### Aim
Copy the listing below in full and skip every picture.

--- start ---

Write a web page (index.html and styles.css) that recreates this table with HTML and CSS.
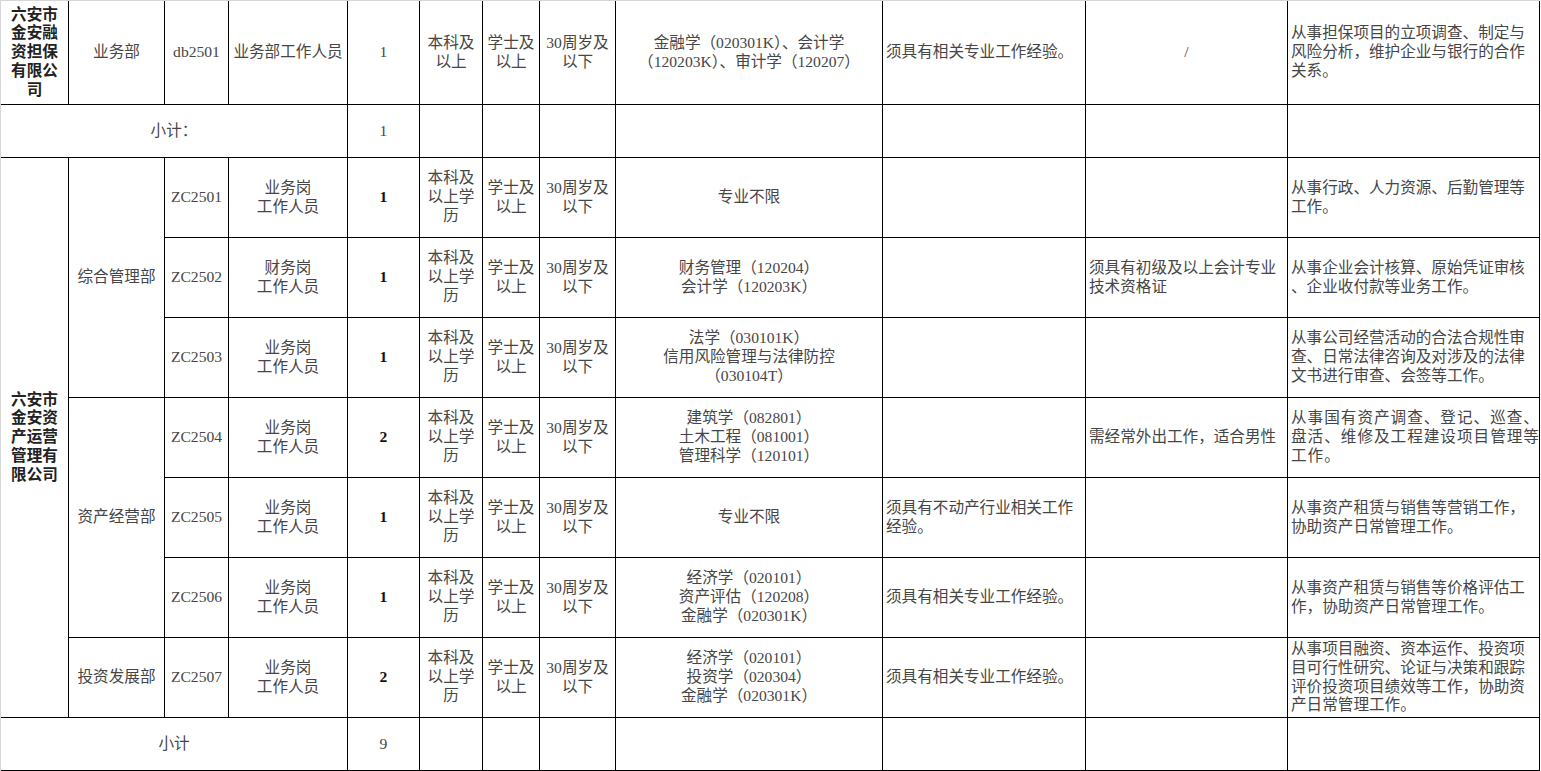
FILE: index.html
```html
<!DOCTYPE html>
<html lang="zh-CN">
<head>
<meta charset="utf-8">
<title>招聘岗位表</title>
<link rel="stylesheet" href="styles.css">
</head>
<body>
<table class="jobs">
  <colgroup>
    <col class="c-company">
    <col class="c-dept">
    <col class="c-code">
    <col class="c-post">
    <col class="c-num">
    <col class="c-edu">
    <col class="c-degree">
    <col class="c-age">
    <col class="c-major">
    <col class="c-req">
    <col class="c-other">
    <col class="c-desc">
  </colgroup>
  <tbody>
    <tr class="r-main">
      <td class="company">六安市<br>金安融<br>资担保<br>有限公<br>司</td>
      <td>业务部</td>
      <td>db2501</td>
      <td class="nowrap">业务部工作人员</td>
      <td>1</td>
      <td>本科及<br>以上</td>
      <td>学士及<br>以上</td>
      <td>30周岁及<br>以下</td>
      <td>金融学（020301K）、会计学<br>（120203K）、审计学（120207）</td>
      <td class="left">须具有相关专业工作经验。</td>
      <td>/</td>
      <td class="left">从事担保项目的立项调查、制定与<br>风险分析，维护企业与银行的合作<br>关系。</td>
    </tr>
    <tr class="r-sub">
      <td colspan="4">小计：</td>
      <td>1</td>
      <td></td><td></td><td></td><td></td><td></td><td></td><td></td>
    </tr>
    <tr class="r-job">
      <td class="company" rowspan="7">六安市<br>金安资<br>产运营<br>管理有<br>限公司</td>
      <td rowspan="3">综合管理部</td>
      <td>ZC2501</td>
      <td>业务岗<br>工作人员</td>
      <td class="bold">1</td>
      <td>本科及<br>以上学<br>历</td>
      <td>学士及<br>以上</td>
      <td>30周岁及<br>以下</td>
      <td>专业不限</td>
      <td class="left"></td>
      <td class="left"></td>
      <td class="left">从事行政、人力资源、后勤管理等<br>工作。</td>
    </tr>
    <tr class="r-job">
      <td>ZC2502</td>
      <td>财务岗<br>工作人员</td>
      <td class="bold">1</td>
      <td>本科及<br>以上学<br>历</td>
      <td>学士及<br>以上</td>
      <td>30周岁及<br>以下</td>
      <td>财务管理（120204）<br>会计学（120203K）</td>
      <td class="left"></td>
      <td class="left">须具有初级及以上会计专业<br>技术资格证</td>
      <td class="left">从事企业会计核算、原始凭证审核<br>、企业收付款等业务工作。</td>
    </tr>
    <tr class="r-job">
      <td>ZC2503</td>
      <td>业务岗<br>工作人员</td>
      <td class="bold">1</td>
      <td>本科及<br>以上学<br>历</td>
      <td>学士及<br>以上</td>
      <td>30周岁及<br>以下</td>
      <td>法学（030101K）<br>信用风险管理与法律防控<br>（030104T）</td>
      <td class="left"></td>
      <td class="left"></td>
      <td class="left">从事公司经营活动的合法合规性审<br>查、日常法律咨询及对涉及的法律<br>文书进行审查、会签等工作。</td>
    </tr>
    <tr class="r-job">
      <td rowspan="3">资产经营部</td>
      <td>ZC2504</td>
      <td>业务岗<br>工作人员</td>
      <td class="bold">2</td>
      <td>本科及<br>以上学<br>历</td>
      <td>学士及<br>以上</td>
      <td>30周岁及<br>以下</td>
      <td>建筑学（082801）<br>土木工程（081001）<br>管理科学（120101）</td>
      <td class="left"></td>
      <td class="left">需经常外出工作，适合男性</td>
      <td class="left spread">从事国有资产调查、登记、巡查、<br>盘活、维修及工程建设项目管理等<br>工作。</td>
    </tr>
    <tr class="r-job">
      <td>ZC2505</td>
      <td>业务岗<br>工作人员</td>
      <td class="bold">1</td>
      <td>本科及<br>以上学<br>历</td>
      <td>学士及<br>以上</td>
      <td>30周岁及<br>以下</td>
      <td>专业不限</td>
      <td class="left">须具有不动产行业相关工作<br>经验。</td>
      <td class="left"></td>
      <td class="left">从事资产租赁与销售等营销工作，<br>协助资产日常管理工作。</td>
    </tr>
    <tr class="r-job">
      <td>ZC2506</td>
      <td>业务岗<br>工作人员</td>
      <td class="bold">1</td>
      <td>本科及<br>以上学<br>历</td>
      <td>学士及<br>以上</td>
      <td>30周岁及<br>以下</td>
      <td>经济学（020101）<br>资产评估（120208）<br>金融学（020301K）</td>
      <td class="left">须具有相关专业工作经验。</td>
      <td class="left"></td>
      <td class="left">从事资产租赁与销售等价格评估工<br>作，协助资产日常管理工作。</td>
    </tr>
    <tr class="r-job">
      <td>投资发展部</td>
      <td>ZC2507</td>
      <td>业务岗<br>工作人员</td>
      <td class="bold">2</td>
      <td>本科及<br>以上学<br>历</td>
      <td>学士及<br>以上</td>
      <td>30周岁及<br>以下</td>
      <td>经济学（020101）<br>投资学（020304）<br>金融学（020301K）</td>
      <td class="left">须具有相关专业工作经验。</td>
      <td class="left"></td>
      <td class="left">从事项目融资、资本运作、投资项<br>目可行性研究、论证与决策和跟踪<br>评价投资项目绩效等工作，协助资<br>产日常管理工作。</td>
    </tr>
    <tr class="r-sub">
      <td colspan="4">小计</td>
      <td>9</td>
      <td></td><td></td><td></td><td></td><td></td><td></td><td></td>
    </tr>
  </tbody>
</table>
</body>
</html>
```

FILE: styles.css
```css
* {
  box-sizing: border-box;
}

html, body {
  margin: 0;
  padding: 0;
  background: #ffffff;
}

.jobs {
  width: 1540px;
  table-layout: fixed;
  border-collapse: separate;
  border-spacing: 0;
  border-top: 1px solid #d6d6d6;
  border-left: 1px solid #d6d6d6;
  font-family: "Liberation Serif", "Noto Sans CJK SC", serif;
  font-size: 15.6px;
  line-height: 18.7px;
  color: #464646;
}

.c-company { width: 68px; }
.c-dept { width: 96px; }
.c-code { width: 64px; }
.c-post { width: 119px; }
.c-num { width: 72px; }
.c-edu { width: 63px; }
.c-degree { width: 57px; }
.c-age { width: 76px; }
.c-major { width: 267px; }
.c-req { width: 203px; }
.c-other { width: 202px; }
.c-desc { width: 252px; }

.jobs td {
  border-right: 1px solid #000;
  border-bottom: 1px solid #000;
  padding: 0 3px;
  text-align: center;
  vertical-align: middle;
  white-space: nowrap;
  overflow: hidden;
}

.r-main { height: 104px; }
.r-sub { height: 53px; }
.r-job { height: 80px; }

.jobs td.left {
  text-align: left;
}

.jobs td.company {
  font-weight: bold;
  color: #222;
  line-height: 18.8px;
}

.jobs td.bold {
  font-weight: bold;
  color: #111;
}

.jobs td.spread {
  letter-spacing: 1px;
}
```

--- end ---

### Answer to the problem
Write a web page (index.html and styles.css) that recreates this table with HTML and CSS.
FILE: index.html
```html
<!DOCTYPE html>
<html lang="zh-CN">
<head>
<meta charset="utf-8">
<title>招聘岗位表</title>
<link rel="stylesheet" href="styles.css">
</head>
<body>
<table class="jobs">
  <colgroup>
    <col class="c-company">
    <col class="c-dept">
    <col class="c-code">
    <col class="c-post">
    <col class="c-num">
    <col class="c-edu">
    <col class="c-degree">
    <col class="c-age">
    <col class="c-major">
    <col class="c-req">
    <col class="c-other">
    <col class="c-desc">
  </colgroup>
  <tbody>
    <tr class="r-main">
      <td class="company">六安市<br>金安融<br>资担保<br>有限公<br>司</td>
      <td>业务部</td>
      <td>db2501</td>
      <td class="nowrap">业务部工作人员</td>
      <td>1</td>
      <td>本科及<br>以上</td>
      <td>学士及<br>以上</td>
      <td>30周岁及<br>以下</td>
      <td>金融学（020301K）、会计学<br>（120203K）、审计学（120207）</td>
      <td class="left">须具有相关专业工作经验。</td>
      <td>/</td>
      <td class="left">从事担保项目的立项调查、制定与<br>风险分析，维护企业与银行的合作<br>关系。</td>
    </tr>
    <tr class="r-sub">
      <td colspan="4">小计：</td>
      <td>1</td>
      <td></td><td></td><td></td><td></td><td></td><td></td><td></td>
    </tr>
    <tr class="r-job">
      <td class="company" rowspan="7">六安市<br>金安资<br>产运营<br>管理有<br>限公司</td>
      <td rowspan="3">综合管理部</td>
      <td>ZC2501</td>
      <td>业务岗<br>工作人员</td>
      <td class="bold">1</td>
      <td>本科及<br>以上学<br>历</td>
      <td>学士及<br>以上</td>
      <td>30周岁及<br>以下</td>
      <td>专业不限</td>
      <td class="left"></td>
      <td class="left"></td>
      <td class="left">从事行政、人力资源、后勤管理等<br>工作。</td>
    </tr>
    <tr class="r-job">
      <td>ZC2502</td>
      <td>财务岗<br>工作人员</td>
      <td class="bold">1</td>
      <td>本科及<br>以上学<br>历</td>
      <td>学士及<br>以上</td>
      <td>30周岁及<br>以下</td>
      <td>财务管理（120204）<br>会计学（120203K）</td>
      <td class="left"></td>
      <td class="left">须具有初级及以上会计专业<br>技术资格证</td>
      <td class="left">从事企业会计核算、原始凭证审核<br>、企业收付款等业务工作。</td>
    </tr>
    <tr class="r-job">
      <td>ZC2503</td>
      <td>业务岗<br>工作人员</td>
      <td class="bold">1</td>
      <td>本科及<br>以上学<br>历</td>
      <td>学士及<br>以上</td>
      <td>30周岁及<br>以下</td>
      <td>法学（030101K）<br>信用风险管理与法律防控<br>（030104T）</td>
      <td class="left"></td>
      <td class="left"></td>
      <td class="left">从事公司经营活动的合法合规性审<br>查、日常法律咨询及对涉及的法律<br>文书进行审查、会签等工作。</td>
    </tr>
    <tr class="r-job">
      <td rowspan="3">资产经营部</td>
      <td>ZC2504</td>
      <td>业务岗<br>工作人员</td>
      <td class="bold">2</td>
      <td>本科及<br>以上学<br>历</td>
      <td>学士及<br>以上</td>
      <td>30周岁及<br>以下</td>
      <td>建筑学（082801）<br>土木工程（081001）<br>管理科学（120101）</td>
      <td class="left"></td>
      <td class="left">需经常外出工作，适合男性</td>
      <td class="left spread">从事国有资产调查、登记、巡查、<br>盘活、维修及工程建设项目管理等<br>工作。</td>
    </tr>
    <tr class="r-job">
      <td>ZC2505</td>
      <td>业务岗<br>工作人员</td>
      <td class="bold">1</td>
      <td>本科及<br>以上学<br>历</td>
      <td>学士及<br>以上</td>
      <td>30周岁及<br>以下</td>
      <td>专业不限</td>
      <td class="left">须具有不动产行业相关工作<br>经验。</td>
      <td class="left"></td>
      <td class="left">从事资产租赁与销售等营销工作，<br>协助资产日常管理工作。</td>
    </tr>
    <tr class="r-job">
      <td>ZC2506</td>
      <td>业务岗<br>工作人员</td>
      <td class="bold">1</td>
      <td>本科及<br>以上学<br>历</td>
      <td>学士及<br>以上</td>
      <td>30周岁及<br>以下</td>
      <td>经济学（020101）<br>资产评估（120208）<br>金融学（020301K）</td>
      <td class="left">须具有相关专业工作经验。</td>
      <td class="left"></td>
      <td class="left">从事资产租赁与销售等价格评估工<br>作，协助资产日常管理工作。</td>
    </tr>
    <tr class="r-job">
      <td>投资发展部</td>
      <td>ZC2507</td>
      <td>业务岗<br>工作人员</td>
      <td class="bold">2</td>
      <td>本科及<br>以上学<br>历</td>
      <td>学士及<br>以上</td>
      <td>30周岁及<br>以下</td>
      <td>经济学（020101）<br>投资学（020304）<br>金融学（020301K）</td>
      <td class="left">须具有相关专业工作经验。</td>
      <td class="left"></td>
      <td class="left">从事项目融资、资本运作、投资项<br>目可行性研究、论证与决策和跟踪<br>评价投资项目绩效等工作，协助资<br>产日常管理工作。</td>
    </tr>
    <tr class="r-sub">
      <td colspan="4">小计</td>
      <td>9</td>
      <td></td><td></td><td></td><td></td><td></td><td></td><td></td>
    </tr>
  </tbody>
</table>
</body>
</html>
```

FILE: styles.css
```css
* {
  box-sizing: border-box;
}

html, body {
  margin: 0;
  padding: 0;
  background: #ffffff;
}

.jobs {
  width: 1540px;
  table-layout: fixed;
  border-collapse: separate;
  border-spacing: 0;
  border-top: 1px solid #d6d6d6;
  border-left: 1px solid #d6d6d6;
  font-family: "Liberation Serif", "Noto Sans CJK SC", serif;
  font-size: 15.6px;
  line-height: 18.7px;
  color: #464646;
}

.c-company { width: 68px; }
.c-dept { width: 96px; }
.c-code { width: 64px; }
.c-post { width: 119px; }
.c-num { width: 72px; }
.c-edu { width: 63px; }
.c-degree { width: 57px; }
.c-age { width: 76px; }
.c-major { width: 267px; }
.c-req { width: 203px; }
.c-other { width: 202px; }
.c-desc { width: 252px; }

.jobs td {
  border-right: 1px solid #000;
  border-bottom: 1px solid #000;
  padding: 0 3px;
  text-align: center;
  vertical-align: middle;
  white-space: nowrap;
  overflow: hidden;
}

.r-main { height: 104px; }
.r-sub { height: 53px; }
.r-job { height: 80px; }

.jobs td.left {
  text-align: left;
}

.jobs td.company {
  font-weight: bold;
  color: #222;
  line-height: 18.8px;
}

.jobs td.bold {
  font-weight: bold;
  color: #111;
}

.jobs td.spread {
  letter-spacing: 1px;
}
```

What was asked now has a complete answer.